The whole thing stinks. If England tourists wished to support their team, they could have bought tickets and booked their own accommodation. Can you imagine the Australian cricket board selling out one of its stadiums to England ahead of the Ashes?

The standard on such things, most especially when it comes to cricket, should be Caesar’s wife. The story is that Caesar divorced his wife Pompeia after a scandal involving another man, Publius Clodius Pulcher, who allegedly disguised himself as a woman to enter a women-only religious festival held at Caesar’s house. Caesar said he did not believe Pompeia had committed adultery, but divorced her anyway because his wife had to be above suspicion. That is where the phrase “Caesar’s wife must be above suspicion” comes from.

This is so much the trouble with South Africa, that few institutions are above suspicion anymore. Poor President Cyril Ramaphosa has even been ensnared now, and he was meant to be the figure who would clean up the rot. It literally cannot go higher.

While on the subject of Mr Ramaphosa, notice the irony. Jacob Zuma is set to appear in court for the 1999 arms deal corruption trial next year after almost 25 years of stalling and obfuscating, a literal Stalingrad defence. Throughout much of the quarter-century he held out, the media and civil society hounded him. Now Ramaphosa has commenced his Stalingrad defence of stalling and obfuscating, but the press is largely silent. Even in the media, the rot is tolerated.

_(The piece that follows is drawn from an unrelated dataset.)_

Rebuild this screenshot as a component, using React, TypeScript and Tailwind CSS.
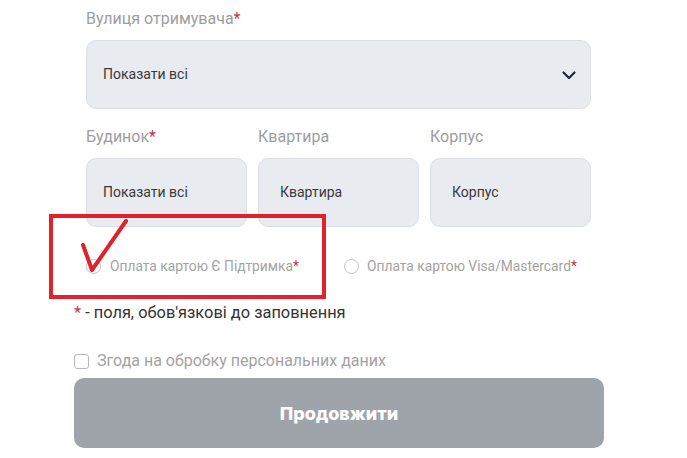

What then of prosecutions? There are very few and none of very important people. About the most senior is former ANC MP Vincent Smith, who was sentenced in March 2026 to seven years in prison after pleading guilty to charges including corruption, fraud, money laundering, and tax offences. Never heard of him? Exactly. He was hardly the architect of state capture, just a poor sod who was turned into a head on a stake because he had no real dirt on anyone else and could be sacrificed.

It is, in fact, an extraordinary achievement for the National Prosecuting Authority to have prosecuted so few senior politicians successfully for corruption. You would think that, just by accident, scores might have been jailed. That so few are in prison suggests that the strategy was not to prosecute them.

If it cannot go higher, how widely does it extend? Well, given the extent of corruption, and that it cannot all be hidden in settees, a lot of the loot must be passing through the banking system. Wandering albatrosses say the evidence is staggering. And banks are required to report suspicious transactions. By all accounts, they do. By one estimate, more than half the members of the ANC’s National Executive Committee are vulnerable to going to jail. If mass prosecutions had started, the whole house might have come tumbling down, and much of the Cabinet.